Beneath this instruction is a block of data; output from it exactly the lines that run from the one containing "The picture is" through the one containing "import React from", inclusive.

— begin Provided data —

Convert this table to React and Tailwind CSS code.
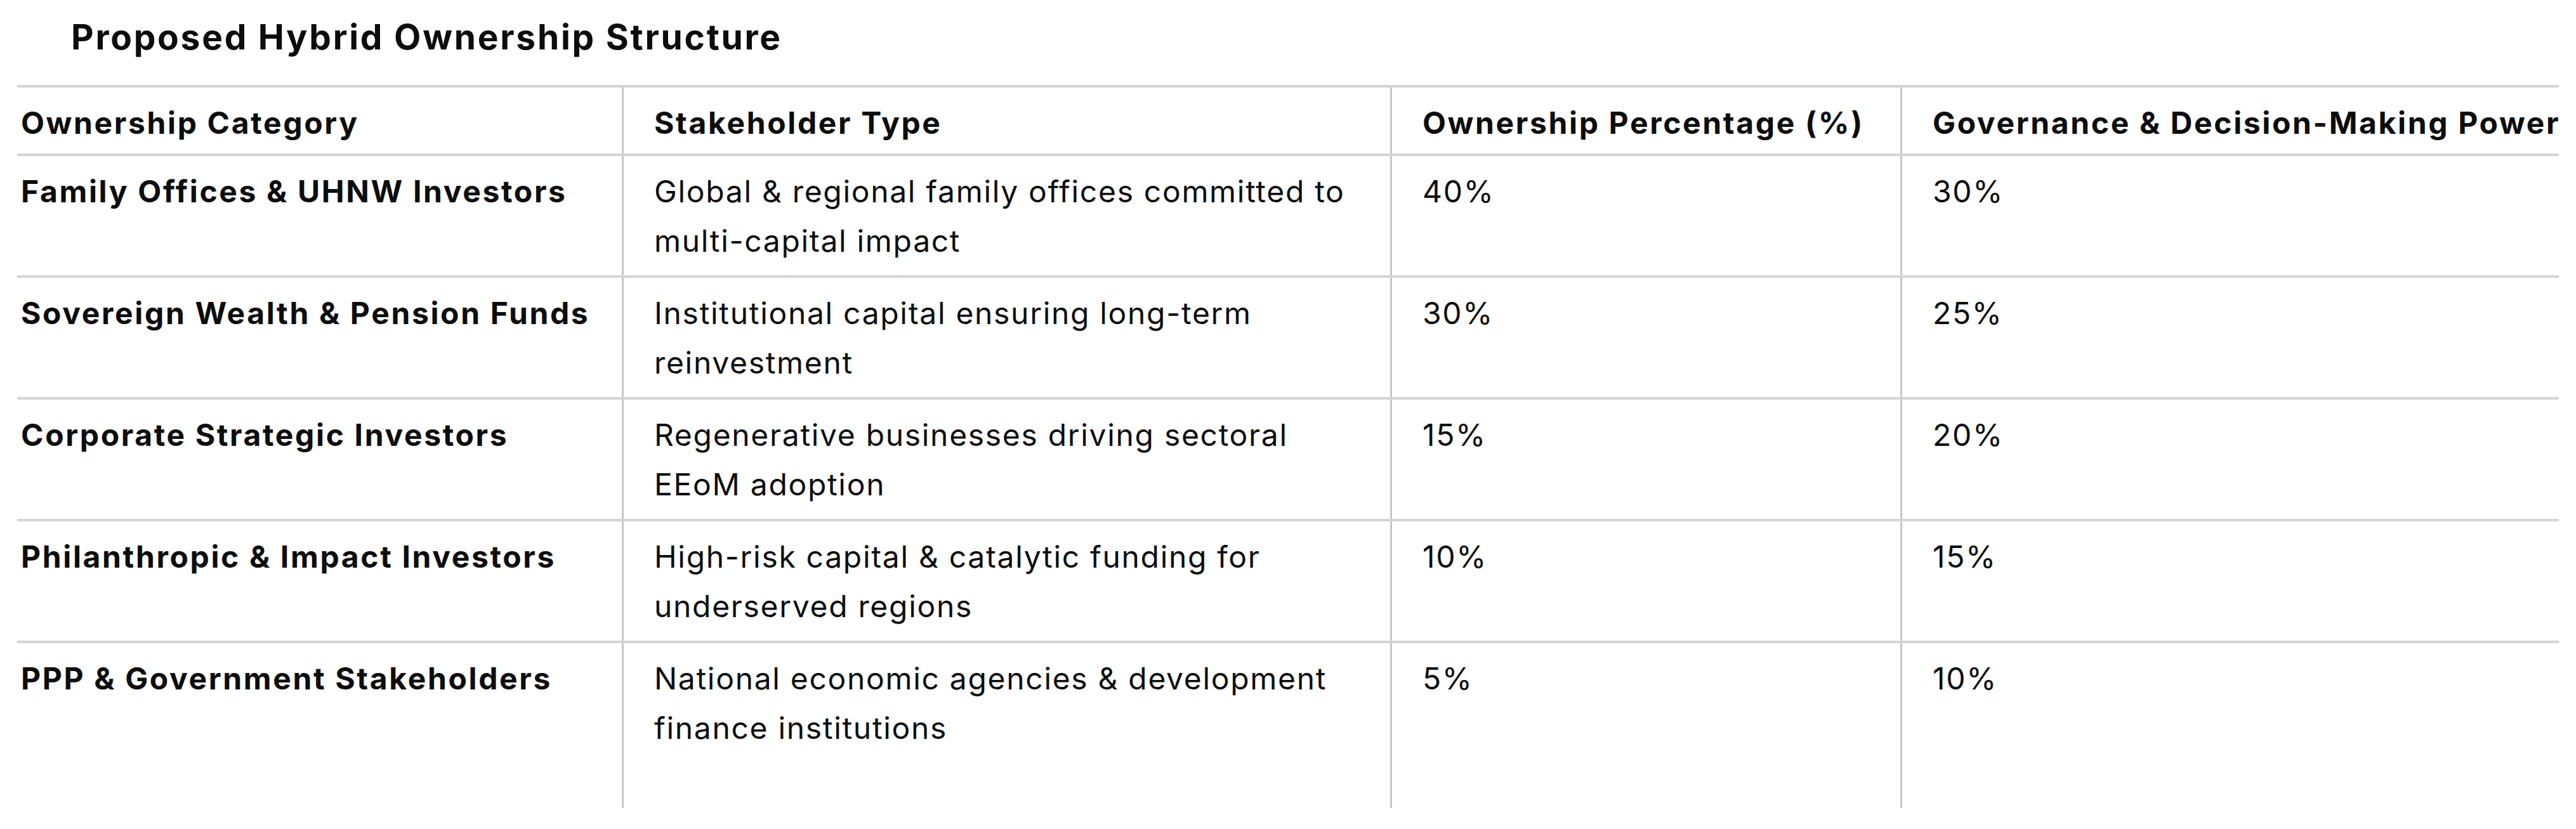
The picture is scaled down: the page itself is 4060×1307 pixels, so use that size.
import React from "react";

const rows = [
  {
    category: "Family Offices & UHNW Investors",
    type: ["Global & regional family offices committed to", "multi-capital impact"],
    ownership: "40%",
    governance: "30%",
  },
  {
    category: "Sovereign Wealth & Pension Funds",
    type: ["Institutional capital ensuring long-term", "reinvestment"],
    ownership: "30%",
    governance: "25%",
  },
  {
    category: "Corporate Strategic Investors",
    type: ["Regenerative businesses driving sectoral", "EEoM adoption"],
    ownership: "15%",
    governance: "20%",
  },
  {
    category: "Philanthropic & Impact Investors",
    type: ["High-risk capital & catalytic funding for", "underserved regions"],
    ownership: "10%",
    governance: "15%",
  },
  {
    category: "PPP & Government Stakeholders",
    type: ["National economic agencies & development", "finance institutions"],
    ownership: "5%",
    governance: "10%",
  },
];

const grid = "grid grid-cols-[953px_1211px_804px_1038px]";

export default function App() {
  return (
    <div className="w-[4060px] h-[1307px] bg-white text-[#0d0d0d] font-['Inter','Liberation_Sans',sans-serif] overflow-hidden">
      <h2 className="pt-[25px] pl-[112px] text-[55px] leading-[66px] font-bold tracking-[0.05em]">
        Proposed Hybrid Ownership Structure
      </h2>

      <div className="ml-[27px] mt-[43px] w-[4006px] border-t-4 border-[#d4d4d4] text-[48px] leading-[78px] tracking-[0.035em]">
        {/* header */}
        <div className={`${grid} border-b-4 border-[#d4d4d4] font-bold tracking-[0.055em]`}>
          <div className="pl-[6px] pt-[17px] pb-[9px]">Ownership Category</div>
          <div className="pl-[48px] pt-[17px] pb-[9px] border-l-[3px] border-[#c6c6c6]">Stakeholder Type</div>
          <div className="pl-[48px] pt-[17px] pb-[9px] border-l-[3px] border-[#c6c6c6]">Ownership Percentage (%)</div>
          <div className="pl-[48px] pt-[17px] pb-[9px] border-l-[3px] border-[#c6c6c6] whitespace-nowrap">
            Governance &amp; Decision-Making Power
          </div>
        </div>

        {rows.map((r, i) => {
          const last = i === rows.length - 1;
          const pad = last ? "pt-[17px] pb-[87px]" : "pt-[17px] pb-[15px]";
          return (
            <div
              key={r.category}
              className={`${grid} ${last ? "" : "border-b-4 border-[#d4d4d4]"}`}
            >
              <div className={`pl-[6px] font-bold tracking-[0.055em] ${pad}`}>{r.category}</div>
              <div className={`pl-[48px] border-l-[3px] border-[#c6c6c6] ${pad}`}>
                {r.type[0]}
                <br />
                {r.type[1]}
              </div>
              <div className={`pl-[48px] border-l-[3px] border-[#c6c6c6] ${pad}`}>{r.ownership}</div>
              <div className={`pl-[48px] border-l-[3px] border-[#c6c6c6] ${pad}`}>{r.governance}</div>
            </div>
          );
        })}
      </div>
    </div>
  );
}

— end Provided data —

Right answer.
The picture is scaled down: the page itself is 4060×1307 pixels, so use that size.
import React from "react";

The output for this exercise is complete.